I will never forget this time I met someone on MSN that I went to grade school with. We were kinda thrilled that we suffered in the same school (Well, I suffered anyway, heh). So, we are talking about meeting up sometime and she keeps insisting she wants to bring her friends with. I keep trying to tell her that I would be a lot more comfortable meeting her alone the first time. It was a public place, so it wasn't like I was going to murder her or anything. Finally, she wears me down and I agree to meet her with her friends and we will go bowling. We meet at a mall, spend like 5 minutes saying hello and such and then she whisks me out to the car to meet her friends. They all seem nice and it's clear she is much more comfortable with them. The ride to the bowling alley is awkward and I listen to them talk.

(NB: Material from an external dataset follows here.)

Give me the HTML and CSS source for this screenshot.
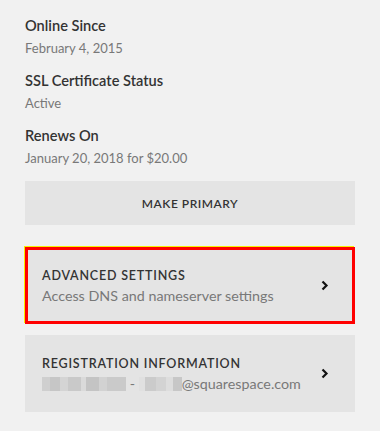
FILE: index.html
```html
<!DOCTYPE html>
<html lang="en">
<head>
    <meta charset="UTF-8">
    <meta name="viewport" content="width=device-width, initial-scale=1.0">
    <title>Domain settings</title>
    <link rel="stylesheet" href="styles.css">
</head>
<body>
    <div class="painel">
        <div class="info">
            <h3>Online Since</h3>
            <p>February 4, 2015</p>
        </div>
        <div class="info">
            <h3>SSL Certificate Status</h3>
            <p>Active</p>
        </div>
        <div class="info">
            <h3>Renews On</h3>
            <p>January 20, 2018 for $20.00</p>
        </div>

        <button type="button" class="botao">MAKE PRIMARY</button>

        <a href="#" class="opcao destaque">
            <div class="opcao-texto">
                <h4>ADVANCED SETTINGS</h4>
                <p>Access DNS and nameserver settings</p>
            </div>
            <svg class="seta" width="8" height="11" viewBox="0 0 8 11"><polyline points="1.5,1.5 5.5,5.5 1.5,9.5" fill="none" stroke="#111" stroke-width="2.2"/></svg>
        </a>

        <a href="#" class="opcao">
            <div class="opcao-texto">
                <h4>REGISTRATION INFORMATION</h4>
                <p><span class="borrado nome"></span> - <span class="borrado email"></span>@squarespace.com</p>
            </div>
            <svg class="seta" width="8" height="11" viewBox="0 0 8 11"><polyline points="1.5,1.5 5.5,5.5 1.5,9.5" fill="none" stroke="#111" stroke-width="2.2"/></svg>
        </a>
    </div>
</body>
</html>
```

FILE: styles.css
```css
* {
    box-sizing: border-box;
    margin: 0;
    padding: 0;
    font-family: 'Lato', 'Liberation Sans', sans-serif;
}

body {
    background-color: #f1f1f1;
    color: #333;
}

.painel {
    padding: 17px 25px 0 25px;
    display: flex;
    flex-direction: column;
}

.info {
    height: 55px;
}

.info h3 {
    font-size: 14.6px;
    font-weight: 600;
    color: #333;
    line-height: 18px;
}

.info p {
    font-size: 13px;
    color: #787878;
    line-height: 18px;
    margin-top: 4px;
}

.botao {
    margin-top: -1px;
    height: 44px;
    width: 330px;
    border: none;
    background-color: #e4e4e4;
    font-size: 12px;
    font-weight: 600;
    letter-spacing: 0.5px;
    color: #333;
    cursor: pointer;
}

.opcao {
    display: flex;
    align-items: center;
    justify-content: space-between;
    width: 330px;
    height: 77px;
    padding: 0 26px 0 17px;
    background-color: #e4e4e4;
    text-decoration: none;
    margin-top: 11px;
}

.destaque {
    margin-top: 22px;
    box-shadow: inset 0 0 0 3px #ff0000, -1px -1px 0 #f6f000;
}

.opcao-texto h4 {
    font-size: 12.5px;
    font-weight: 600;
    letter-spacing: 0.8px;
    color: #333;
    line-height: 18px;
}

.opcao-texto p {
    font-size: 14.3px;
    color: #787878;
    line-height: 18px;
    margin-top: 2px;
}

.borrado {
    display: inline-block;
    height: 14px;
    vertical-align: -2px;
    background:
        linear-gradient(90deg, #cfcfcf 0 9%, #c6c6c6 9% 22%, #d4d4d4 22% 31%, #c9c9c9 31% 46%, #dadada 46% 52%, #c4c4c4 52% 68%, #d2d2d2 68% 77%, #cacaca 77% 100%);
}

.nome {
    width: 84px;
}

.email {
    width: 43px;
    background:
        linear-gradient(90deg, #e0e0e0 0 14%, #cbcbcb 14% 40%, #d3d3d3 40% 62%, #dddddd 62% 78%, #c7c7c7 78% 100%);
}

.seta {
    flex-shrink: 0;
}
```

When we get there, I ask to sit out the first game and watch. It's been forever since I bowled. After the one game, they decide they're tired of bowling and we head back to the mall. Right as we walk in, she tells me that she can't stay until 5 like she thought, and she will have to leave in like 20 or so minutes. Great, my ride won't be there to pick me up until 5..
At this point, I am following her around as she shops for clothes and asks one of her friends for advice. This is not my favorite sort of stuff to shop for and it was all a bit random. One of her friends sees my pain and he tells me he is sorry about all this. Nice guy. Finally, I figure she will sit down with me as we head to Barnes & Noble, as they have a cafe type area. To my unhappy surprise, she runs into a girl working there who is an ex of hers and she spends the last 15 or so minutes of her time chatting with her. I just sit down on the floor a little ways off and I struggle not to cry. She says goodbye and they all leave and I retreat to the bathroom to cry alone. It was just so depressing to make this effort to come out and meet someone and they barely notice you exist.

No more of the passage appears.